وَجَعَلْنَا مِنْهُمْ أَئِمَّةً يَهْدُونَ بِأَمْرِنَا لَمَّا صَبَرُوا وَكَانُوا بِآيَاتِنَا يُوقِنُونَ

“Dan Kami jadikan di antara mereka itu pemimpin-pemimpin yang memberi petunjuk dengan perintah Kami ketika mereka sabar. Dan adalah mereka meyakini ayat-ayat Kami.” (Qs. as-Sajdah: 24)

 

V. Hal-hal yang Membantu Bisa Bersabar

Hal-hal yang bisa membantu agar seseorang bisa bersabar, diantaranya:

(1) Meyakini besarnya pahala yang akan diterima oleh orang yang bersabar, sebagaimana firman-Nya,

إِنَّمَا يُوَفَّى الصَّابِرُونَ أَجْرَهُمْ بِغَيْرِ حِسَابٍ

“Sesungguhnya hanya orang-orang yang bersabarlah Yang dicukupkan pahala mereka tanpa batas.” (Qs. az-Zumar: 10)

(2) Meyakini bahwa kesedihan dan tangisan tidak akan mengubah takdir, tidak bisa menghidupkan orang mati dan tidak bisa mengembalikan uang yang hilang. Para ulama mengatakan, “Barangsiapa yang ridha terhadap takdir maka Allah akan ridha kepadanya dan takdir Allah akan terus berjalan. Sebaliknya, barangsiapa yang kesal terhadap takdir maka Allah akan murka kepadanya, sedangkan takdir Allah tetap berjalan juga.”

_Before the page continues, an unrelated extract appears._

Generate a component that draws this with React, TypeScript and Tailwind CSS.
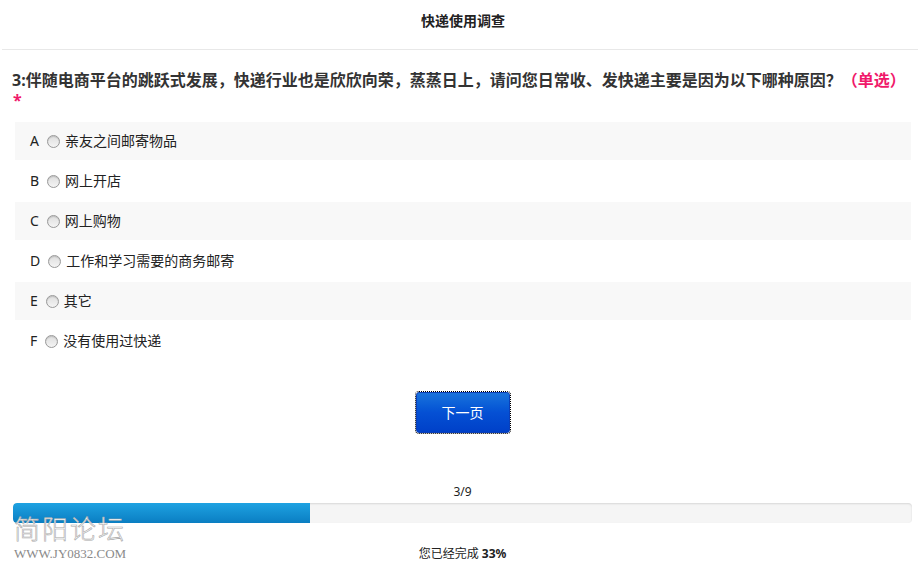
import React from "react";

const options = [
  { key: "A", label: "亲友之间邮寄物品" },
  { key: "B", label: "网上开店" },
  { key: "C", label: "网上购物" },
  { key: "D", label: "工作和学习需要的商务邮寄" },
  { key: "E", label: "其它" },
  { key: "F", label: "没有使用过快递" },
];

const font = "font-['Noto_Sans','Noto_Sans_CJK_SC',sans-serif]";

function Radio() {
  return (
    <span className="inline-block h-[13px] w-[13px] shrink-0 rounded-full border border-[#999] bg-gradient-to-b from-[#dedede] to-[#f4f4f4] shadow-[inset_0_1px_1px_rgba(0,0,0,0.15)]" />
  );
}

export default function App() {
  const done = 3;
  const total = 9;
  const pct = Math.round((done / total) * 100);

  return (
    <div className={`relative min-h-[574px] w-[920px] bg-white text-[#333] ${font}`}>
      {/* Title */}
      <header className="mx-[2px] flex h-[50px] items-center justify-center border-b border-[#e8e8e8] pb-[8px] pl-[6px]">
        <h1 className="text-[14px] font-bold leading-none text-[#222]">快递使用调查</h1>
      </header>

      {/* Question */}
      <div className="pl-[12px] pr-[10px] pt-[19px] text-[16px] font-bold text-[#333]">
        <p className="leading-[22px]">
          3:伴随电商平台的跳跃式发展，快递行业也是欣欣向荣，蒸蒸日上，请问您日常收、发快递主要是因为以下哪种原因？
          <span className="text-[#f0196a]">（单选）</span>
        </p>
        <p className="pl-[1px] text-[16px] leading-[18px] text-[#f0196a]">*</p>
      </div>

      {/* Options */}
      <ul className="ml-[15px] mr-[9px] mt-[13px] flex flex-col gap-[2px]">
        {options.map((o, i) => (
          <li
            key={o.key}
            className={`flex h-[38px] items-center pl-[15px] text-[14px] ${i % 2 === 0 ? "bg-[#f8f8f8]" : "bg-white"}`}
          >
            <span className="mr-[8px] leading-none text-[#222]">{o.key}</span>
            <Radio />
            <span className="ml-[5px] leading-none text-[#222]">{o.label}</span>
          </li>
        ))}
      </ul>

      {/* Next */}
      <div className="ml-[13px] mr-[8px] mt-[32px] flex justify-center">
        <button
          type="button"
          className="h-[41px] w-[94px] rounded-[3px] border border-[#0a3fb8] bg-gradient-to-b from-[#1a73dc] via-[#0550d4] to-[#0040c8] text-[14px] text-white outline-1 outline-offset-0 outline-dotted outline-black"
        >
          下一页
        </button>
      </div>

      {/* Progress */}
      <div className="ml-[13px] mr-[8px] mt-[51px]">
        <p className="text-center text-[12px] leading-[16px] text-[#222]">
          {done}/{total}
        </p>
        <div className="mt-[3px] h-[20px] overflow-hidden rounded-[4px] bg-[#f5f5f5] shadow-[inset_0_1px_2px_rgba(0,0,0,0.12)]">
          <div
            className="h-full rounded-l-[4px] bg-gradient-to-b from-[#1ea2e2] to-[#0a7ec2]"
            style={{ width: `${pct}%` }}
          />
        </div>
        <p className="mt-[23px] text-center text-[12px] leading-[16px] text-[#222]">
          您已经完成 <b className="font-bold">{pct}%</b>
        </p>
      </div>

      {/* Watermark */}
      <div className="pointer-events-none absolute left-[14px] top-[516px] select-none">
        <p className="font-['Liberation_Serif','Noto_Sans_CJK_SC',serif] text-[26px] font-light leading-[30px] tracking-[2px] text-white [-webkit-text-stroke:0.6px_#a8a8a8]">
          简阳论坛
        </p>
        <p className="font-['Liberation_Serif',serif] text-[13px] leading-[16px] text-[#8a8a8a]">WWW.JY0832.COM</p>
      </div>
    </div>
  );
}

(3) Meyakini bahwa hidup di dunia ini bukan untuk bersenang-senang dan beristirahat. Tetapi hidup di dunia ini untuk berjuang dan sabar terhadap segala ujian. Istirahat dan bersenang-senang hanya di surga saja. Imam Ahmad pernah ditanya oleh murid-muridnya, “Wahai Imam, Anda sudah sampai derajat keilmuan yang tinggi. Mengapa masih terus berjuang untuk menuntut ilmu? Kapan Anda mempunyai waktu istirahat?” Maka Imam Ahmad menjawab, “Aku akan istirahat ketika sudah masuk surga.”

(4) Meyakini bahwa Allah Maha Bijak tidaklah menakdirkan sesuatu kepada hamba-Nya kecuali di dalamnya ada hikmah dan maslahat bagi hamba. Hanya saja manusia sering tidak memahami hikmah tersebut.